In response to Addendum’s findings, a representative from Tsunami stated that certain clans of oligarchs were trying to discredit him due to his work fighting corruption in the forest sector. The company stated that the logs filmed by the journalist were legal and the camera’s memory cards had not been destroyed to get rid of evidence, but because the journalists had filmed without a license.
Addendum also visited a site of illegal sanitary felling within a nature reserve with Ukrainian environmentalist Yehor Hrynyk. It is common practice in Ukraine for healthy trees to be wrongly marked sick so they can be cut, and the timber sold on the market.

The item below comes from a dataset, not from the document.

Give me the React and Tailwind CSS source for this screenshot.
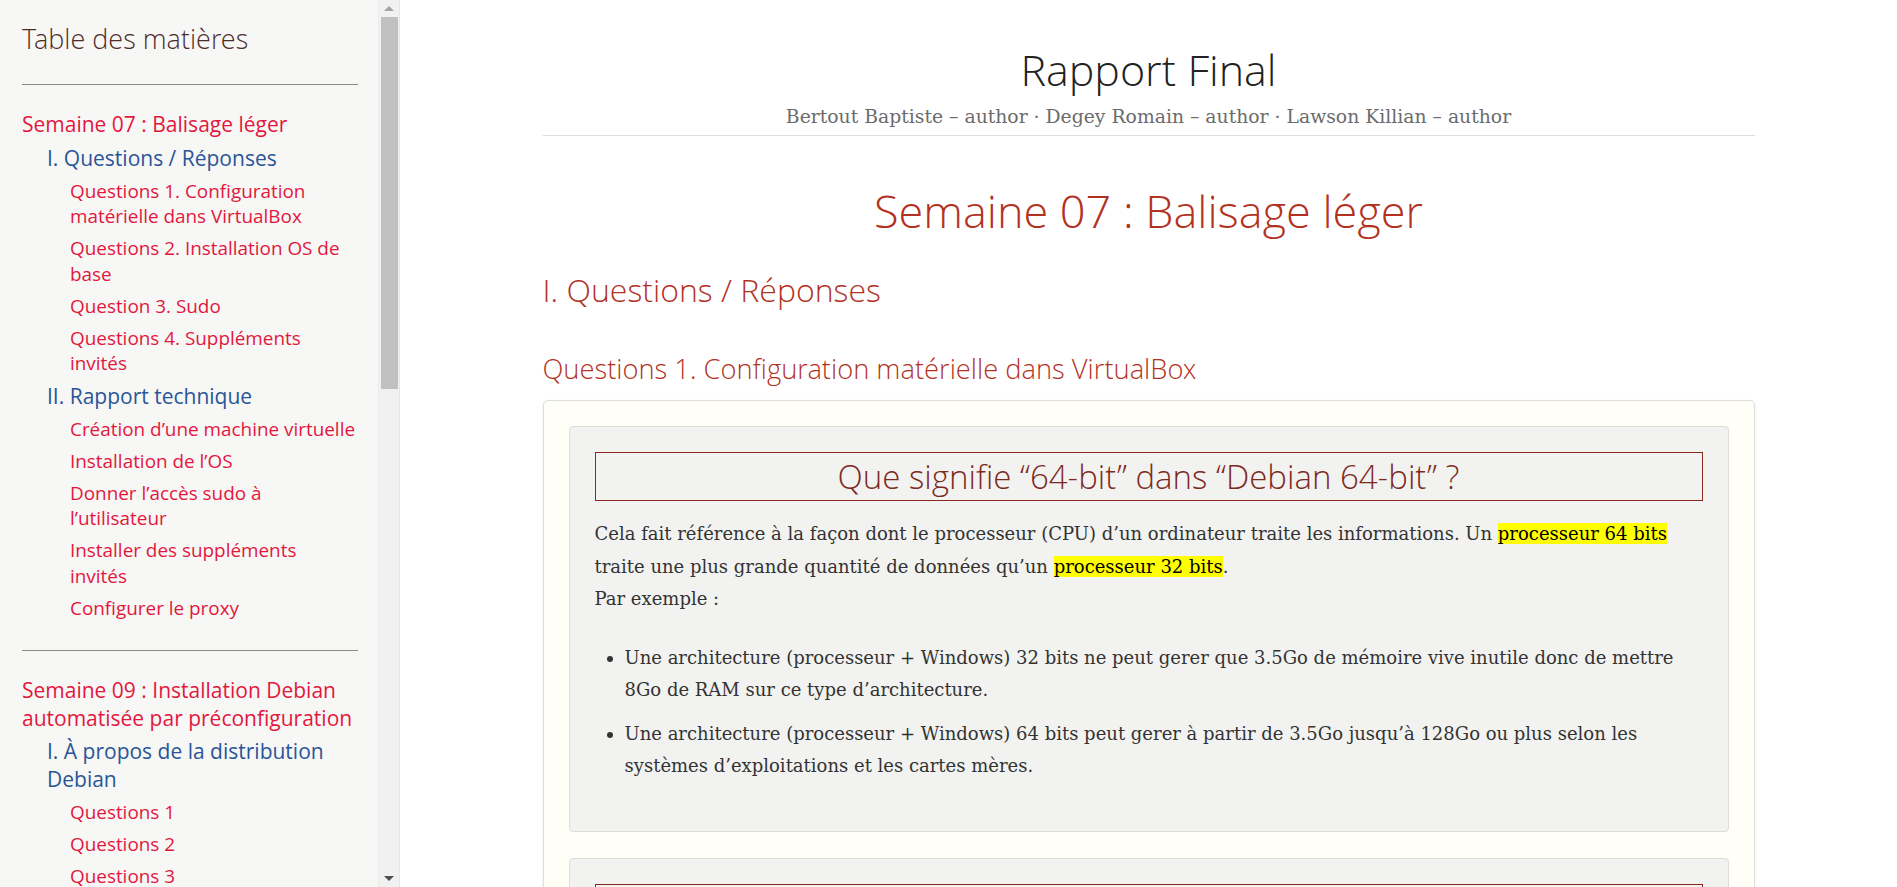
const toc = [
  {
    title: "Semaine 07 : Balisage léger",
    sections: [
      {
        title: "I. Questions / Réponses",
        items: [
          "Questions 1. Configuration matérielle dans VirtualBox",
          "Questions 2. Installation OS de base",
          "Question 3. Sudo",
          "Questions 4. Suppléments invités",
        ],
      },
      {
        title: "II. Rapport technique",
        items: [
          "Création d’une machine virtuelle",
          "Installation de l’OS",
          "Donner l’accès sudo à l’utilisateur",
          "Installer des suppléments invités",
          "Configurer le proxy",
        ],
      },
    ],
  },
  {
    title: "Semaine 09 : Installation Debian automatisée par préconfiguration",
    sections: [
      {
        title: "I. À propos de la distribution Debian",
        items: ["Questions 1", "Questions 2", "Questions 3", "Questions 4", "Questions 5"],
      },
    ],
  },
];

const light = "font-['Open_Sans_Light','Open_Sans',sans-serif] font-light";

function Toc() {
  return (
    <nav className="flex-1 overflow-hidden pl-[22px] pr-[20px] pt-[20px] font-['Open_Sans',sans-serif]">
      <h2 className={`${light} text-[27px] leading-[38px] text-[#4f2c2c]`}>Table des matières</h2>
      {toc.map((week, wi) => (
        <div key={wi}>
          <hr className={`border-0 border-t border-[#8a8a8a] ${wi === 0 ? "mt-[26px]" : "mt-[29px]"}`} />
          <ul className="mt-[26px]">
            <li>
              <a className="block text-[21px] leading-[27.5px] text-[#e3173e]">{week.title}</a>
              <ul className="pl-[25px]">
                {week.sections.map((s, si) => (
                  <li key={si} className="mt-[6px]">
                    <a className="block text-[21px] leading-[27.5px] text-[#2a5597]">{s.title}</a>
                    <ul className="pl-[23px]">
                      {s.items.map((it, ii) => (
                        <li key={ii} className="mt-[6.5px] text-[18.9px] leading-[25.5px] text-[#e3173e]">
                          {it}
                        </li>
                      ))}
                    </ul>
                  </li>
                ))}
              </ul>
            </li>
          </ul>
        </div>
      ))}
    </nav>
  );
}

function Scrollbar() {
  return (
    <div className="flex w-[21px] shrink-0 flex-col items-center border-l border-[#ececec] bg-[#f1f1f1]">
      <div className="flex h-[17px] w-full items-center justify-center">
        <div className="h-0 w-0 border-x-[5px] border-b-[5px] border-x-transparent border-b-[#a3a3a3]" />
      </div>
      <div className="h-[372px] w-[17px] bg-[#c1c1c1]" />
      <div className="flex-1" />
      <div className="flex h-[17px] w-full items-center justify-center">
        <div className="h-0 w-0 border-x-[5px] border-t-[5px] border-x-transparent border-t-[#505050]" />
      </div>
    </div>
  );
}

const serif = "font-['DejaVu_Serif',serif]";

function Mark({ children }) {
  return <mark className="bg-[#ffff00] text-black">{children}</mark>;
}

function QuestionCard({ title, children }) {
  return (
    <div className="rounded-[4px] border border-[#dcdcdc] bg-[#f2f2f0] px-[25px] pt-[25px] pb-[48px]">
      <h4 className={`${light} border border-[#8b2a1c] text-center text-[33px] leading-[47px] text-[#7d2a1e]`}>
        {title}
      </h4>
      {children}
    </div>
  );
}

export default function App() {
  return (
    <div className="flex h-[887px] w-full overflow-hidden bg-white">
      <aside className="flex h-full w-[400px] shrink-0 border-r border-[#e6e6e6] bg-[#f7f7f5]">
        <Toc />
        <Scrollbar />
      </aside>
      <main className="h-full flex-1 overflow-hidden">
        <div className="mx-auto w-[1212px]">
          <header className="border-b border-[#dddddd] pb-[4px] pt-[41px] text-center">
            <h1 className={`${light} text-[43px] leading-[58px] text-[#222]`}>Rapport Final</h1>
            <p className={`${serif} mt-[4px] text-[18.8px] leading-[28px] text-[#6b6b6b]`}>
              Bertout Baptiste – author · Degey Romain – author · Lawson Killian – author
            </p>
          </header>
          <h1 className={`${light} mt-[45px] text-center text-[45px] leading-[60px] text-[#b3321f]`}>
            Semaine 07 : Balisage léger
          </h1>
          <h2 className={`${light} mt-[28px] text-[32px] leading-[42px] text-[#b3321f]`}>
            I. Questions / Réponses
          </h2>
          <h3 className={`${light} mt-[40px] text-[27.3px] leading-[36px] text-[#b3321f]`}>
            Questions 1. Configuration matérielle dans VirtualBox
          </h3>
          <div className="mt-[13px] rounded-[5px] border border-[#dedede] bg-[#fffff8] p-[25px] shadow-[0_1px_3px_rgba(0,0,0,0.08)]">
            <QuestionCard title="Que signifie “64-bit” dans “Debian 64-bit” ?">
              <p className={`${serif} mt-[17px] text-[18px] leading-[32.5px] text-[#333]`}>
                Cela fait référence à la façon dont le processeur (CPU) d’un ordinateur traite les informations. Un{" "}
                <Mark>processeur 64 bits</Mark> traite une plus grande quantité de données qu’un{" "}
                <Mark>processeur 32 bits</Mark>.
                <br />
                Par exemple :
              </p>
              <ul className={`${serif} mt-[26px] list-disc pl-[30px] text-[18px] leading-[32.5px] text-[#333]`}>
                <li>
                  Une architecture (processeur + Windows) 32 bits ne peut gerer que 3.5Go de mémoire vive inutile donc
                  de mettre 8Go de RAM sur ce type d’architecture.
                </li>
                <li className="mt-[11px]">
                  Une architecture (processeur + Windows) 64 bits peut gerer à partir de 3.5Go jusqu’à 128Go ou plus
                  selon les systèmes d’exploitations et les cartes mères.
                </li>
              </ul>
            </QuestionCard>
            <div className="mt-[26px]">
              <QuestionCard title="Quelle est la taille recommandée pour le disque dur ?">
                <p className={`${serif} mt-[17px] text-[18px] leading-[32.5px] text-[#333]`}>
                  La taille recommandée dépend de l’usage prévu pour la machine virtuelle.
                </p>
              </QuestionCard>
            </div>
          </div>
        </div>
      </main>
    </div>
  );
}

“That is only one of many ways that state forestries bend the rules and their bought-off bosses enrich themselves,” Hrynyk tells Addendum as they watch trees being felled around them. “That is how suppliers obtain timber far below the market price. It is incredibly difficult to prove violations, inspections are rare, penalties are low.”

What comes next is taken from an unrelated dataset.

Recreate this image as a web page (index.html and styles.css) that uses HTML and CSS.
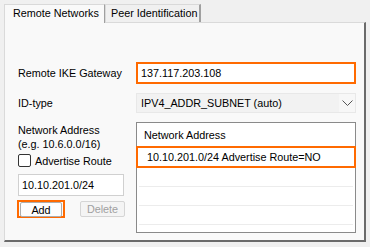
FILE: index.html
```html
<!DOCTYPE html>
<html lang="en">
<head>
    <meta charset="UTF-8">
    <title>Remote Networks</title>
    <link rel="stylesheet" href="styles.css">
</head>
<body>
    <div class="tabs">
        <div class="tab active">Remote Networks</div>
        <div class="tab">Peer Identification</div>
    </div>

    <div class="panel">
        <div class="row gateway-row">
            <label class="label">Remote IKE Gateway</label>
            <div class="mark gateway-mark">
                <div class="textbox gateway">137.117.203.108</div>
            </div>
        </div>

        <div class="row id-row">
            <label class="label">ID-type</label>
            <div class="combo">
                <span>IPV4_ADDR_SUBNET (auto)</span>
                <span class="chevron">
                    <svg width="11" height="7" viewBox="0 0 11 7"><path d="M0.5 0.5 L5.5 5.5 L10.5 0.5" fill="none" stroke="#555" stroke-width="1"/></svg>
                </span>
            </div>
        </div>

        <div class="row networks-row">
            <div class="left-col">
                <div class="net-label">Network Address<br>(e.g. 10.6.0.0/16)</div>
                <label class="check"><span class="box"></span>Advertise Route</label>
                <div class="textbox net-input">10.10.201.0/24</div>
                <div class="buttons">
                    <div class="mark add-mark"><div class="btn">Add</div></div>
                    <div class="btn disabled">Delete</div>
                </div>
            </div>

            <div class="listbox">
                <div class="list-head">Network Address</div>
                <div class="mark list-mark">
                    <div class="list-item">10.10.201.0/24 Advertise Route=NO</div>
                </div>
                <div class="list-item empty"></div>
                <div class="list-item empty"></div>
                <div class="list-item empty"></div>
            </div>
        </div>
    </div>
</body>
</html>
```

FILE: styles.css
```css
* {
    box-sizing: border-box;
    margin: 0;
    padding: 0;
}

body {
    background-color: #f0f0f0;
    font-family: "Liberation Sans", Arial, sans-serif;
    font-size: 10.8px;
    color: #000;
    width: 370px;
    height: 247px;
    overflow: hidden;
}

.tabs {
    display: flex;
    padding: 4px 0 0 4px;
    height: 22px;
    align-items: flex-end;
}

.tab {
    height: 18px;
    padding: 0 6px 0 7px;
    line-height: 17px;
    white-space: nowrap;
    border: 1px solid #d9d9d9;
    border-bottom: none;
    border-right: 2px solid #a0a0a0;
    background-color: #f0f0f0;
}

.tab.active {
    width: 101px;
    height: 19px;
    padding-left: 8px;
    background-color: #f9f9f9;
    border-right: 1px solid #a0a0a0;
    position: relative;
    top: 1px;
}

.tab + .tab {
    width: 96px;
    padding-left: 5px;
}

.panel {
    margin-left: 4px;
    width: 362px;
    height: 220px;
    background-color: #f9f9f9;
    border: 1px solid #dadada;
    border-right: 2px solid #6b6b6b;
    border-bottom: 2px solid #6b6b6b;
    padding: 39px 0 0 13px;
}

.row {
    display: flex;
}

.label {
    width: 118px;
    display: flex;
    align-items: center;
}

.mark {
    border: 2px solid #ff6a00;
}

.gateway-mark {
    width: 220px;
    height: 22px;
}

.textbox {
    background-color: #fff;
}

.gateway {
    height: 18px;
    line-height: 18px;
    padding-left: 3px;
}

.id-row {
    margin-top: 9px;
    height: 20px;
}

.combo {
    width: 220px;
    display: flex;
    justify-content: space-between;
    align-items: center;
    background-color: #f2f2f2;
    border: 1px solid #e8e8e8;
    padding-left: 4px;
}

.chevron {
    width: 16px;
    height: 18px;
    display: flex;
    align-items: center;
    justify-content: center;
    background-color: #f7f7f7;
}

.networks-row {
    margin-top: 9px;
    height: 111px;
}

.left-col {
    width: 118px;
    padding-top: 1px;
}

.net-label {
    line-height: 14px;
}

.check {
    display: flex;
    align-items: center;
    height: 15px;
    margin-top: 2px;
}

.box {
    width: 13px;
    height: 13px;
    border: 1px solid #333;
    border-radius: 2px;
    background-color: #fff;
    margin-right: 4px;
}

.net-input {
    width: 106px;
    height: 22px;
    margin-top: 6px;
    border: 1px solid #d0d0d0;
    line-height: 20px;
    padding-left: 3px;
}

.buttons {
    display: flex;
    margin-top: 4px;
    margin-left: -1px;
    align-items: flex-start;
}

.add-mark {
    width: 48px;
    height: 18px;
    padding: 0 1px;
}

.btn {
    height: 15px;
    line-height: 14px;
    text-align: center;
    border: 1px solid #adadad;
    border-radius: 2px;
    background-color: #fdfdfd;
}

.btn.disabled {
    width: 45px;
    height: 16px;
    margin-left: 15px;
    margin-top: 1px;
    color: #a0a0a0;
    border-color: #d5d5d5;
    background-color: #f4f4f4;
}

.listbox {
    width: 220px;
    height: 111px;
    background-color: #fff;
    border: 1px solid #8a8a8a;
    padding-top: 3px;
}

.list-head {
    height: 20px;
    line-height: 18px;
    padding-left: 7px;
}

.list-mark {
    margin-left: -1px;
    margin-right: -1px;
    height: 22px;
}

.list-item {
    height: 18px;
    line-height: 18px;
    padding-left: 9px;
}

.list-item.empty {
    height: 19px;
    border-bottom: 1px solid #ececec;
    margin: 0 2px;
}
```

Another Ukrainian forestry expert, Petro Testov, described how he discovered that several state forestry enterprises supplying Tsunami were violating forest laws. The violations range from ‘’deforestation in reserves without a permit to illegally issued papers for fellings and illicit sanitation harvests carried out during the rest periods of animals.’’
The Ukrainian Carpathians are home to animals such as the Brown Bear and Eurasian Lynx. Photo: Shutterstock
Continuing complicity of EU buyers
The allegations against the two firms are the latest in a string of corruption and illegality cases to have hit Ukraine and come 18 months after the release of Earthsight’s major Complicit in Corruption report that laid bare the prevalence of widespread illegal logging in the country, fuelled by demand from billion-dollar EU firms. The report showed how FSC certification is failing in Ukraine, due to systemic problems with the way it operates. Ukraine’s forests are state-controlled, and are the source of most of the timber sold to firms like Tayfun and Tsunami.

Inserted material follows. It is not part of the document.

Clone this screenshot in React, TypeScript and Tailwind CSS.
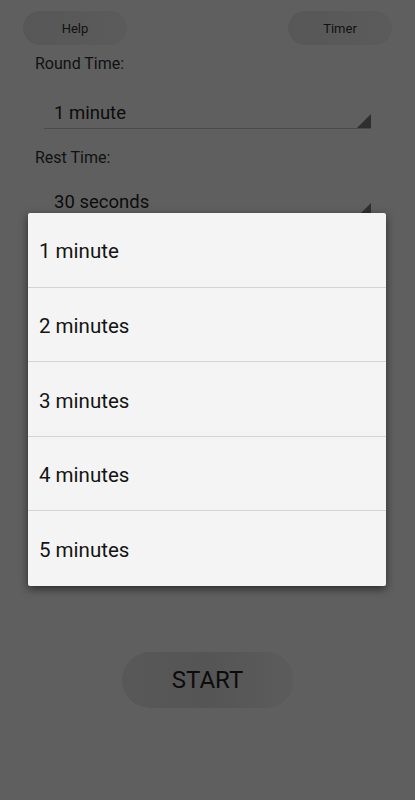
import React from 'react'

const OPTIONS = ['1 minute', '2 minutes', '3 minutes', '4 minutes', '5 minutes']

function Spinner({ value, top }: { value: string; top: string }) {
  return (
    <div className={`relative mx-[9px] h-[39px] border-b border-[#4a4a4a] ${top}`}>
      <span className="absolute left-[10px] top-[12px] text-[18.5px] leading-[22px] text-[#0c0c0c]">
        {value}
      </span>
      <svg
        className="absolute bottom-0 right-0"
        width="14"
        height="14"
        viewBox="0 0 14 14"
      >
        <polygon points="14,0 14,14 0,14" fill="#2f2f2f" />
      </svg>
    </div>
  )
}

export default function App() {
  return (
    <div
      className="relative h-[800px] w-[415px] overflow-hidden bg-[#5f5f5f]"
      style={{ fontFamily: 'Roboto, "Noto Sans", sans-serif' }}
    >
      <div className="flex justify-between px-[23px] pt-[11px]">
        <button className="h-[34px] w-[104px] rounded-full bg-gradient-to-r from-[#575757] to-[#5b5b5b] pt-[2px] text-[13px] text-[#111]">
          Help
        </button>
        <button className="h-[34px] w-[104px] rounded-full bg-gradient-to-r from-[#575757] to-[#5b5b5b] pt-[2px] text-[13px] text-[#111]">
          Timer
        </button>
      </div>

      <div className="px-[35px]">
        <p className="mt-[9px] text-[16px] leading-[20px] text-[#111]">Round Time:</p>
        <Spinner value="1 minute" top="mt-[16px]" />
        <p className="mt-[19px] text-[16px] leading-[20px] text-[#111]">Rest Time:</p>
        <Spinner value="30 seconds" top="mt-[11px]" />
      </div>

      <div className="mt-[434px] flex justify-center">
        <button className="h-[56px] w-[172px] rounded-full bg-gradient-to-r from-[#585858] via-[#555555] to-[#5c5c5c] text-[24px] text-[#0c0c0c]">
          START
        </button>
      </div>

      <div className="absolute left-[28px] top-[213px] w-[358px] rounded-[2px] bg-[#f4f4f4] shadow-[0_3px_8px_rgba(0,0,0,0.55)]">
        {OPTIONS.map((opt, i) => (
          <div
            key={opt}
            className={`flex h-[74.6px] items-center pl-[11px] pt-[4px] text-[20.5px] text-[#141414] ${
              i < OPTIONS.length - 1 ? 'border-b border-[#d4d4d4]' : ''
            }`}
          >
            {opt}
          </div>
        ))}
      </div>
    </div>
  )
}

Earthsight’s report exposed corruption within enterprises controlled by Ukraine’s state forestry agency, which owns the vast majority of Ukraine’s forests, and pointed to an in-built conflict of interest within the Agency as one of the main reasons for this corruption. Despite the report prompting a crackdown by Ukraine’s then Prime Minister Volodymyr Groisman, the reforms of the Agency urgently called for by NGOs as well as the EU to remove this conflict have failed to materialise.
The Addendum report provides another example of how FSC efforts to promote sustainable and ethical timber sourcing have failed to tackle and investigate cases such as those against Tayfun and Tsunami. Both Tayfun and Tsunami have FSC certification, and source timber from forests controlled by the Ukrainian forestry agency, including from forests that are FSC-certified.
And although the European Union Timber Regulation, a 2013 law designed to prevent illegal timber from entering the EU, is in place, its impact has been nominal in Austria.
“Since the EUTR came into force, only eight such Ukraine checks were conducted at Austrian parquet manufacturers and importers of raw materials,” the report said. “Out of these eight instances, seven were reported for violations of due diligence.”
Additional research by Earthsight found consumers in the UK could inadvertently be complicit in this dodgy trade. Admonter and Weitzer both have sales offices in the UK which list oak flooring among their products, according to their websites. Parador also has UK stockists and Scheucher states there is ‘increasing interest’ for its parquet floors in the UK.
In response to the investigation’s findings, Admonter said that it relied on FSC or PEFC certification for its wood purchases.
''Part of this system is that, as a downstream actor in the value chain, one must be able to rely on the correctness of the external certification of its upstream agencies,'' the firm told Addendum. It also stated that it had been audited twice by the EUTR authority in Austria in 2019, without any issues being detected.
Parador stated that they would use the allegations described by Addendum as an opportunity to re-audit the companies. ''This is a common step in our control process to directly investigate irregularities in third-party collaboration or advice and, if necessary, initiate follow-up steps such as suspension,” a statement read.
Scheucher said that it relied on FSC and PEFC for compliance with the EUTR. ''Regarding the situation in the Ukrainian forestry and the other questions we can unfortunately not give you a serious answer because of missing detailed knowledge,'' the company said.
Weitzer stated that they planned to meet with FSC to discuss the issue of the credibility of the certificate for Ukrainian sources.
The FSC said in a statement published in response to the investigation that it would initiate checks of the suppliers named. It stated that while it rejected any criminal acts or unfair behaviour on part of FSC certificate holders, that the ‘’controls of independent organisations like FSC could not replace the role of the state.’’
Their comments raise questions about the efficacy of voluntary certification in countries where the state itself is a major actor in the illegal timber trade.
The Addendum report comes just before the publication of a damning new study into the efficacy of the EUTR, which found that 6 years after its entry into force, the EU law was failing to discourage the placing of illegal timber products on the EU market as it was intended to do. The report by WWF EU, based on a survey of 16 EU member states including Austria and the UK, also found that sanctions issued by implementing authorities in EU member states were failing to be dissuasive, and were usually only applied after repeated detection of shortcomings and multiple warnings were issued.
WWF Austria filed a formal complaint about the four companies’ Ukrainian imports with the Austrian EUTR authority earlier today.